Privately, according to one renewables-focused investment banker, many industry pros fear a “darker” outcome. If Trump sweeps into power with a Republican Senate and House, he will immediately look to extend or even deepen his 2017 tax cuts. To make this revenue neutral, key provisions in the IRA – which a 2023 Goldman Sachs report said is likely to cost triple the USD 391bn price tag originally projected – will be targeted. Sure, some Republicans, like those who signed the aforementioned letter, may push back on changes that could slow down renewable development in their district. But in the end, most will follow the priorities of their party and its president.
“It’s nice that 18 Republicans signed a letter saying, ‘Don’t reverse course on these tax credits,’ but it’s easy to sign a letter,” Glick acknowledged this week on Crossroads, Infralogic’s podcast. “It’s a lot harder to vote against a bill that most of your party supports.”
A lot has to go right – or, from the industry’s standpoint, wrong – for this scenario to reach fruition. Republicans need to win the White House and both houses of Congress, probably with some cushion to overcome at least a handful of holdouts. Trump then needs to make repealing or changing the IRA a legislative priority, and successfully bring Congress along. The investment banker says he is not sure how likely such a scenario that is but says just the possibility could lead to a pause in deal activity if Trump emerges with a Republican trifecta post-election day.

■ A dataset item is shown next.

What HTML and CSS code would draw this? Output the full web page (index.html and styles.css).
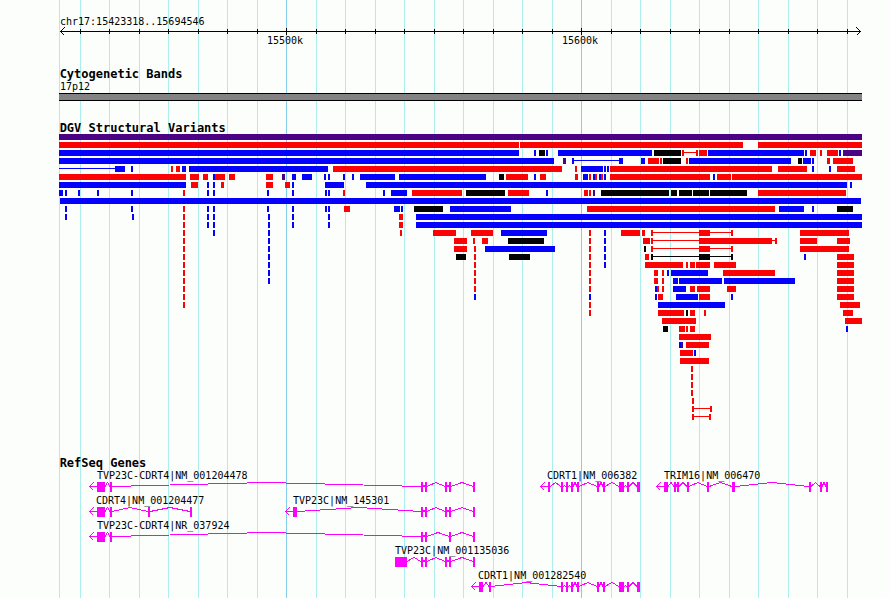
FILE: index.html
```html
<!DOCTYPE html>
<html lang="en">
<head>
<meta charset="utf-8">
<title>chr17:15423318..15694546</title>
<link rel="stylesheet" href="styles.css">
</head>
<body>
<main class="browser">
  <svg class="grid" id="grid" viewBox="0 0 890 598" preserveAspectRatio="none" aria-hidden="true"></svg>
  <section class="track">
    <svg class="plot" viewBox="0 0 890 67" role="img" aria-label="Scale">
      <text class="label" x="60" y="25">chr17:15423318..15694546</text>
      <path class="axis" d="M60 31.5H861M64.5 27.5L60.5 31.5L64.5 35.5M856.5 27.5L860.5 31.5L856.5 35.5"/>
      <g id="ticks"></g>
      <text class="label" x="267" y="44">15500k</text>
      <text class="label" x="562" y="44">15600k</text>
    </svg>
  </section>
  <section class="track">
    <h2 class="title">Cytogenetic Bands</h2>
    <svg class="plot" viewBox="0 0 890 41" role="img" aria-label="Band 17p12">
      <text class="label" x="60" y="10">17p12</text>
      <rect class="band-edge" x="59" y="13" width="803" height="8"/>
      <rect class="band" x="59" y="14" width="803" height="6"/>
    </svg>
  </section>
  <section class="track">
    <h2 class="title">DGV Structural Variants</h2>
    <svg class="plot" id="variants" viewBox="0 0 890 322" role="img" aria-label="Structural variants"></svg>
  </section>
  <section class="track">
    <h2 class="title">RefSeq Genes</h2>
    <svg class="plot" id="genes" viewBox="0 0 890 129"></svg>
  </section>
</main>
<script src="tracks.js"></script>
</body>
</html>
```
FILE: styles.css
```css
body {
  margin: 0;
  background: #fcfefc;
  color: #000;
  font-family: "DejaVu Sans Mono", monospace;
}

.browser {
  position: relative;
}

.grid {
  position: absolute;
  inset: 0;
  width: 100%;
  height: 100%;
  shape-rendering: crispEdges;
}

.track {
  position: relative;
}

.title {
  margin: 0;
  padding-top: 1px;
  padding-left: 6.7%;
  font-size: 12px;
  line-height: 12px;
  font-weight: bold;
}

.plot {
  display: block;
  width: 100%;
  height: auto;
  shape-rendering: crispEdges;
}

.label {
  font-size: 10px;
  white-space: pre;
}

.minor { fill: #aceeec; }
.major { fill: #84ceec; }
.axis { fill: none; stroke: #000; }
.band-edge { fill: #000; }
.band { fill: #848284; }

.r { fill: #fc0204; }
.b { fill: #0402fc; }
.k { fill: #040204; }
.p { fill: #4c0284; }

.exon { fill: #fc02fc; }
.intron { fill: none; stroke: #fc02fc; }
```
FILE: tracks.js
```js
const NS = "http://www.w3.org/2000/svg";

function add(parent, name, attrs, text) {
  const node = document.createElementNS(NS, name);
  for (const key in attrs) node.setAttribute(key, attrs[key]);
  if (text) node.textContent = text;
  parent.appendChild(node);
}

function box(parent, cls, x, y, width, height) {
  add(parent, "rect", { class: cls, x, y, width, height });
}

// Grid lines every 10 kb; every tenth one is major.
const lines = [59, 80, 109, 139, 168, 198, 227, 257, 286, 316, 345, 375, 404, 434,
  463, 493, 522, 552, 581, 611, 640, 670, 699, 729, 758, 788, 817, 847];
const grid = document.getElementById("grid");
const ticks = document.getElementById("ticks");
lines.forEach((x, i) => {
  const major = x === 286 || x === 581;
  box(grid, major ? "major" : "minor", x, 0, 1, 598);
  if (i > 0) box(ticks, "k", x, major ? 28 : 29, 1, major ? 7 : 5);
});

// One string per row: colour, start-end for a bar, start~end for a connector.
const rows = [
  "p59-862",
  "r59-519 r520-743 r758-862",
  "b59-519 b534-536 k539-545 b546-548 b558-652 k654-681 r682-684 r684~696 r696-698 r699-707 b708-804 b805-807 r810-816 r820-822 r827-838 b839-841 p843-862",
  "b59-554 p563-566 b572-574 b574~619 b619-623 b641-645 r648-659 r660-662 k663-681 r686-688 b689-791 k798-802 b803-811 b812-814 r827-830 r833-853",
  "b59~115 b115-125 b131-133 r171-173 r176-180 b182-186 b189-328 r333-562 r575-577 b581-603 b604-606 b607-609 r610-772 r778-807 b812-814 b829-831 r837-855",
  "r59-186 r190-199 r203-208 b213-215 r215-225 r229-235 r266-273 p282-285 b292-296 b302-312 b324-326 b328-330 b343-345 b352-354 b360-395 b399-486 k499-504 r506-528 b534-536 r540-546 r575-578 b583-588 r589-591 b593-595 r595-597 b599-601 r601-603 b604-606 r610-710 b713-715 r717-731 r732-862",
  "b59-186 r191-198 b207-209 b213-215 r221-224 r266-273 r285-290 b292-294 b325-344 b366-847 b850-852",
  "b59-63 b65-67 b78-80 b97-99 b131-133 r183-185 b207-209 b213-215 b267-269 b292-294 b325-327 b328-330 r343-345 b383-385 b391-407 r412-462 k466-505 r508-529 b546-548 r584-588 r589-591 p593-595 k601-669 k671-677 k679-692 k693-709 k710-747 r758-846",
  "b60-861",
  "b65-67 b131-133 r183-185 b207-209 b213-215 b267-269 b292-294 b325-327 b328-330 r344-350 b394-400 b401-403 k414-443 b450-511 r587-775 b779-804 b812-814 k837-853",
  "b65-67 b132-134 r183-185 b207-209 b213-215 b268-270 b292-294 b328-330 r399-403 b416-862",
  "r183-185 b207-209 b213-215 b268-270 b292-294 b328-330 r399-403 b416-862",
  "r183-185 b213-215 b268-270 r400-402 r433-456 r471-493 b501-547 r589-591 b604-606 r621-640 r642-645 r651-653 r653~699 r699-710 r710~731 r731-733 r800-849",
  "r183-185 b268-270 r454-467 r473-475 r482-488 k508-544 r589-591 b604-606 r643-650 r651-653 r653~699 r699-772 r772~775 r775-777 r800-817 r837-850",
  "r183-185 b268-270 r454-467 r474-476 b485-555 r589-591 b604-606 k644-646 r651-653 r653~699 r699-710 r710~731 r731-733 r800-849",
  "r183-185 b268-270 k456-466 r474-476 k509-530 r589-591 b604-606 r645-649 k651-653 k653~699 k699-710 k710~731 k731-733 b804-806 r837-854",
  "r183-185 b268-270 r474-476 r589-591 b604-606 r645-683 r686-688 r690-695 r696-710 r714-736 r837-854",
  "r183-185 b268-270 r474-476 r589-591 r654-658 r662-664 b667-669 b671-708 r723-775 r837-854",
  "r183-185 b268-270 r474-476 r589-591 r654-658 r662-664 b673-678 b679-722 b724-795 r837-854",
  "r183-185 r474-476 r589-591 b655-657 r657-659 r662-664 b673-686 r690-695 r697-710 r727-736 r837-854",
  "r183-185 b474-476 b589-591 b655-657 r658-663 b676-698 r699-710 b731-733 r837-854",
  "r183-185 r589-591 b658-725 r840-860",
  "r589-591 r658-684 k686-688 r690-695 r704-706 r843-853",
  "r662-696 r845-862",
  "k663-668 r679-685 r686-688 r690-695 b846-848",
  "r679-711",
  "b679-681 p681-683 r686-709",
  "r680-693 b694-696",
  "r680-709",
  "r691-693",
  "r691-693",
  "r691-693",
  "r691-693",
  "r692-694",
  "r692-694 r694~710 r710-712",
  "r692-694 r694~709 r709-711"
];
const variants = document.getElementById("variants");
rows.forEach((row, i) => {
  for (const item of row.split(" ")) {
    const [, colour, start, kind, end] = item.match(/(\w)(\d+)([-~])(\d+)/);
    const thin = kind === "~";
    box(variants, colour, start, i * 8 + (thin ? 2 : 0), end - start, thin ? 1 : 6);
  }
});

// Genes: name, label x, row, arrow tip x (0 for none), exons as [start, end].
const tail = [[421, 423], [425, 427], [445, 447], [449, 451], [473, 475]];
const cdrt = [[561, 563], [566, 568], [571, 573], [577, 579], [597, 599], [603, 605],
  [619, 624], [627, 629], [637, 640]];
const genes = [
  ["TVP23C-CDRT4|NM_001204478", 97, 0, 89, [[97, 105], [110, 112], ...tail]],
  ["CDRT1|NM_006382", 547, 0, 540, [[548, 550], ...cdrt]],
  ["TRIM16|NM_006470", 664, 0, 656, [[664, 668], [674, 676], [677, 679], [687, 689],
    [707, 709], [732, 735], [809, 811], [820, 822], [826, 828]]],
  ["CDRT4|NM_001204477", 96, 1, 89, [[97, 105], [110, 112], [148, 150], [190, 192]]],
  ["TVP23C|NM_145301", 293, 1, 285, [[293, 297], ...tail]],
  ["TVP23C-CDRT4|NR_037924", 97, 2, 89, [[97, 105], [110, 112], [421, 423], [425, 427],
    [449, 451], [473, 475]]],
  ["TVP23C|NM_001135036", 395, 3, 0, [[395, 407], ...tail]],
  ["CDRT1|NM_001282540", 478, 4, 471, [[479, 483], [489, 491], ...cdrt]]
];
const genePlot = document.getElementById("genes");
for (const [name, labelX, row, tip, exons] of genes) {
  const top = 13 + row * 25;
  const mid = top + 4.5;
  let d = "";
  if (tip) {
    d += `M${tip} ${mid}H${exons[0][0]}M${tip + 4.5} ${mid - 4}L${tip + 0.5} ${mid}L${tip + 4.5} ${mid + 4}`;
  }
  exons.forEach(([start, end], i) => {
    box(genePlot, "exon", start, top, end - start, 10);
    if (i === 0) return;
    const from = exons[i - 1][1];
    const rise = start - from < 4 ? 1 : 4;
    d += `M${from} ${mid}L${(from + start) / 2} ${mid - rise}L${start} ${mid}`;
  });
  add(genePlot, "path", { class: "intron", d });
  add(genePlot, "text", { class: "label", x: labelX, y: top - 3 }, name);
}
```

“There is fear and talk around a potential deeper repeal that impacts batteries, solar and wind,” the banker notes. “My view is that if there is a Republican trifecta sweep, things will pause for a while. No one knows how it is going to shake out.”
Most spoken to see this as unlikely. With the need for power to spur the AI revolution and renewable energy jobs driving economic growth, they say, a Trump administration would be unlikely to work to sabotage that.
“That demand signal will continue to be strong, regardless of who is in. We as a result will continue to be successful as an industry. It’s just that it’s going to be harder,” says Powers. “Companies that are willing to be patient are going to be fine.”